They are both eight years old. But one has boundless opportunities before her and the other has none. In the West, we often don’t appreciate everything that is afforded to us simply because of our birthright. Our visit to the “long neck” Karens brought home that point today.
Freedom is a word that is tossed around brazenly in the West. But for a word that is thrown around so presumptively we don’t seem to have an understanding of just what that means.
Today we visited a Karen hill tribe that included Padaung and Akha minorities. National Geographic brought fame to the Padaung after photographing the brass rings worn by women around their necks. The rings give this group their nickname of “Long Necks.”
The Karen came to Thailand during the latter half of the 20th century. Intense fighting in neighbouring Myanmar (Burma) forced hundreds of thousands of Karen to flee the country. They settled in camps along the Thai/Myanmar border.
Despite several generations of Karen having been born and raised in Thailand, they have no rights to citizenship, are not considered refugees by the Thai government, and consequently do not receive a proper education or health care. They do not even have the right to leave their villages.
To make money, the Karen sell crafts and textiles to tourists. They also charge admission to their villages.

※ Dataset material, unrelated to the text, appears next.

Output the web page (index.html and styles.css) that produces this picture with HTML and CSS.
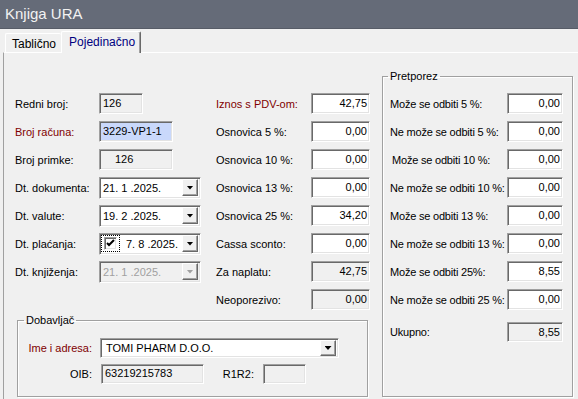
FILE: index.html
```html
<!DOCTYPE html>
<html lang="hr">
<head>
  <meta charset="UTF-8">
  <title>Knjiga URA</title>
  <link rel="stylesheet" href="styles.css">
</head>
<body>
  <div class="window">

    <!-- Naslov -->
    <div class="titlebar">Knjiga URA</div>

    <!-- Kartice -->
    <div class="tabs">
      <span class="tab">Tablično</span>
      <span class="tab active">Pojedinačno</span>
    </div>

    <div class="panel">
      <div class="main">
        <div class="fields">

          <!-- Lijevi stupac -->
          <div class="form-col left">
            <label>Redni broj:</label>
            <div class="box ro short">126</div>

            <label class="req">Broj računa:</label>
            <div class="box sel">3229-VP1-1</div>

            <label>Broj primke:</label>
            <div class="box ro indent">126</div>

            <label>Dt. dokumenta:</label>
            <div class="combo"><span class="combo-text">21. 1 .2025.</span><span class="drop"></span></div>

            <label>Dt. valute:</label>
            <div class="combo"><span class="combo-text">19. 2 .2025.</span><span class="drop"></span></div>

            <label>Dt. plaćanja:</label>
            <div class="combo">
              <span class="focus">
                <span class="check">
                  <svg width="9" height="9" viewBox="0 0 9 9"><path d="M1 4 L3 6 L8 1" fill="none" stroke="#000" stroke-width="2"/></svg>
                </span>
              </span>
              <span class="combo-text gap">7. 8 .2025.</span><span class="drop"></span>
            </div>

            <label>Dt. knjiženja:</label>
            <div class="combo disabled"><span class="combo-text">21. 1 .2025.</span><span class="drop"></span></div>
          </div>

          <!-- Srednji stupac -->
          <div class="form-col mid">
            <label class="req">Iznos s PDV-om:</label>
            <div class="box num">42,75</div>

            <label>Osnovica 5 %:</label>
            <div class="box num">0,00</div>

            <label>Osnovica 10 %:</label>
            <div class="box num">0,00</div>

            <label>Osnovica 13 %:</label>
            <div class="box num">0,00</div>

            <label>Osnovica 25 %:</label>
            <div class="box num">34,20</div>

            <label>Cassa sconto:</label>
            <div class="box num">0,00</div>

            <label>Za naplatu:</label>
            <div class="box num ro">42,75</div>

            <label>Neoporezivo:</label>
            <div class="box num ro">0,00</div>
          </div>
        </div>

        <!-- Dobavljač -->
        <fieldset class="group supplier">
          <legend>Dobavljač</legend>
          <div class="sup-body">
            <div class="sup-row">
              <label class="req sup-label">Ime i adresa:</label>
              <div class="combo wide"><span class="combo-text">TOMI PHARM D.O.O.</span><span class="drop"></span></div>
            </div>
            <div class="sup-row">
              <label class="sup-label">OIB:</label>
              <div class="box ro oib">63219215783</div>
              <label class="r1r2-label">R1R2:</label>
              <div class="box ro r1r2"></div>
            </div>
          </div>
        </fieldset>
      </div>

      <!-- Pretporez -->
      <fieldset class="group pretporez">
        <legend>Pretporez</legend>
        <div class="pp-grid">
          <label>Može se odbiti 5 %:</label>
          <div class="box num">0,00</div>
          <label>Ne može se odbiti 5 %:</label>
          <div class="box num">0,00</div>
          <label class="nudge">Može se odbiti 10 %:</label>
          <div class="box num">0,00</div>
          <label>Ne može se odbiti 10 %:</label>
          <div class="box num">0,00</div>
          <label>Može se odbiti 13 %:</label>
          <div class="box num">0,00</div>
          <label>Ne može se odbiti 13 %:</label>
          <div class="box num">0,00</div>
          <label>Može se odbiti 25%:</label>
          <div class="box num">8,55</div>
          <label>Ne može se odbiti 25 %:</label>
          <div class="box num">0,00</div>
        </div>
        <div class="pp-grid total">
          <label>Ukupno:</label>
          <div class="box num ro">8,55</div>
        </div>
      </fieldset>
    </div>
  </div>
</body>
</html>
```

FILE: styles.css
```css
body {
  margin: 0;
  font-family: "Liberation Sans", Arial, sans-serif;
  font-size: 11px;
  color: #000;
  background-color: #f0f0f0;
}

.window {
  width: 578px;
  height: 399px;
  overflow: hidden;
  display: flex;
  flex-direction: column;
  background-color: #f0f0f0;
}

/* Naslov */
.titlebar {
  flex: none;
  height: 28px;
  line-height: 28px;
  padding-left: 5px;
  background-color: #656b78;
  border-bottom: 1px solid #575c67;
  color: #f2f2f2;
  font-size: 15px;
}

/* Kartice */
.tabs {
  flex: none;
  height: 23px;
  display: flex;
  align-items: flex-end;
  padding-left: 5px;
  position: relative;
  z-index: 1;
}

.tab {
  box-sizing: border-box;
  height: 19px;
  padding: 3px 5px 0 6px;
  line-height: 15px;
  font-size: 12px;
  border-top: 1px solid #fff;
  border-left: 1px solid #fff;
  border-radius: 2px 2px 0 0;
  white-space: nowrap;
}

.tab.active {
  height: 22px;
  margin-bottom: -1px;
  padding: 3px 5px 0 7px;
  color: #000080;
  background-color: #f0f0f0;
  border-right: 1px solid #696969;
  box-shadow: inset -1px 0 0 #a0a0a0;
}

.panel {
  flex: 1;
  display: flex;
  margin-left: 3px;
  border-top: 1px solid #fff;
  border-left: 1px solid #a0a0a0;
}

.main {
  width: 378px;
  flex: none;
  display: flex;
  flex-direction: column;
  padding-top: 40px;
  box-sizing: border-box;
}

.fields {
  display: flex;
}

.form-col {
  display: grid;
  grid-auto-rows: 21px;
  row-gap: 7px;
  align-items: center;
  justify-items: start;
}

.form-col.left {
  margin-left: 11px;
  width: 201px;
  grid-template-columns: 84px 117px;
}

.form-col.mid {
  grid-template-columns: 95px 59px;
}

label {
  white-space: nowrap;
}

.req {
  color: #800000;
}

/* Polja */
.box {
  box-sizing: border-box;
  width: 74px;
  height: 21px;
  line-height: 19px;
  padding: 0 3px;
  background-color: #fff;
  border: 1px solid;
  border-color: #a0a0a0 #fff #fff #a0a0a0;
  box-shadow: inset 1px 1px 0 #696969, inset -1px -1px 0 #e3e3e3;
  white-space: nowrap;
  overflow: hidden;
}

.form-col.mid .box {
  width: 59px;
}

.box.short {
  width: 44px;
}

.box.indent {
  padding-left: 15px;
}

.box.num {
  text-align: right;
  padding-right: 2px;
}

.box.ro {
  background-color: #f0f0f0;
}

.box.sel {
  background-color: #c9d8fb;
}

/* Padajući izbornik */
.combo {
  box-sizing: border-box;
  width: 102px;
  height: 22px;
  display: flex;
  align-items: center;
  padding: 2px 2px 2px 3px;
  background-color: #fff;
  border: 1px solid;
  border-color: #a0a0a0 #fff #fff #a0a0a0;
  box-shadow: inset 1px 1px 0 #696969, inset -1px -1px 0 #e3e3e3;
  white-space: nowrap;
}

.combo-text {
  flex: 1;
}

.combo-text.gap {
  margin-left: 6px;
}

.drop {
  box-sizing: border-box;
  width: 16px;
  height: 17px;
  display: flex;
  align-items: center;
  justify-content: center;
  background-color: #f0f0f0;
  border: 1px solid;
  border-color: #fff #696969 #696969 #fff;
  box-shadow: inset -1px -1px 0 #a0a0a0;
}

.drop::after {
  content: "";
  width: 7px;
  height: 4px;
  background-color: #000;
  clip-path: polygon(0 0, 100% 0, 50% 100%);
}

.combo.disabled {
  background-color: #f0f0f0;
  color: #a0a0a0;
}

.combo.disabled .drop::after {
  background-color: #a0a0a0;
}

.focus {
  width: 19px;
  height: 17px;
  box-sizing: border-box;
  border: 1px dotted #000;
  margin-left: -2px;
  display: flex;
  align-items: center;
  justify-content: center;
}

.check {
  box-sizing: border-box;
  width: 13px;
  height: 13px;
  display: flex;
  align-items: center;
  justify-content: center;
  background-color: #fff;
  border: 1px solid;
  border-color: #a0a0a0 #fff #fff #a0a0a0;
  box-shadow: inset 1px 1px 0 #696969, inset -1px -1px 0 #e3e3e3;
}

/* Grupe */
.group {
  box-sizing: border-box;
  margin: 0;
  padding: 0;
  min-width: 0;
  border: 1px solid #a0a0a0;
  box-shadow: inset 1px 1px 0 #fff, 1px 1px 0 #fff;
}

.group legend {
  padding: 0 2px;
  line-height: 13px;
  font-size: 11px;
}

.supplier {
  flex: 1;
  width: 351px;
  margin: 4px 0 2px 13px;
}

.supplier legend {
  margin-left: 6px;
}

.sup-body {
  padding-top: 11px;
  display: flex;
  flex-direction: column;
  gap: 6px;
}

.sup-row {
  display: flex;
  align-items: center;
  height: 20px;
}

.sup-label {
  width: 74px;
  text-align: right;
  margin-right: 8px;
}

.combo.wide {
  width: 239px;
  height: 20px;
  padding: 1px 2px 1px 5px;
}

.combo.wide .drop {
  height: 16px;
}

.box.oib {
  width: 103px;
  height: 20px;
  line-height: 16px;
  margin-left: 1px;
}

.r1r2-label {
  width: 50px;
  text-align: right;
  margin-right: 9px;
}

.box.r1r2 {
  width: 43px;
  height: 20px;
}

.pretporez {
  flex: none;
  width: 191px;
  margin: 17px 0 2px 0;
}

.pretporez legend {
  margin-left: 5px;
}

.pp-grid {
  display: grid;
  grid-template-columns: 117px 56px;
  grid-auto-rows: 21px;
  row-gap: 7px;
  align-items: center;
  padding: 10px 0 0 7px;
}

.pp-grid label {
  letter-spacing: -0.2px;
}

.pp-grid .box {
  width: 56px;
}

.pp-grid .nudge {
  padding-left: 2px;
}

.pp-grid.total {
  padding-top: 12px;
  grid-auto-rows: 20px;
}

.pp-grid.total .box {
  height: 20px;
  line-height: 18px;
}
```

We visited a village a few kilometres outside of Chiang Mai and it was frankly depressing. The village was set up as a giant open air market, with houses just behind the shops. There was no school, the houses were shacks made of bamboo, and there were only two toilets for the entire village.
Children of the Padaung start wearing brass rings around their necks at the age of five. They eventually wear about five kilograms of rings by the time they reach adulthood.
The rings push the women’s shoulders down and compress their backs, which make their necks look abnormally long. The weight has detrimental effects on their backs, and naturally affects their health. The rings can never be taken off as the neck muscles atrophy and require the rings for support.
The reason for the rings are mixed. One legend says that the Paduang began wearing rings to protect women’s necks from tiger bites. They also placed rings around their legs for the same reason. Another theory is that these women started wearing rings to make themselves unappealing to slave traders.
Whatever the reason, because these women can’t return to Myanmar fearing persecution, and because they don’t have Thai citizenship, they are trapped in a world where tourism is their only source of income. They are truly not free to stop wearing the rings, and there is no end in sight to their predicament.
I have mixed feelings about having visited the Karen. On the one hand our money will help support them for a few more days. But on the other hand, our visit has contributed to keeping them exactly where they are.
Something drastic needs to change so that these women can experience true self-determination, and can begin to dream of what they want for themselves and their children.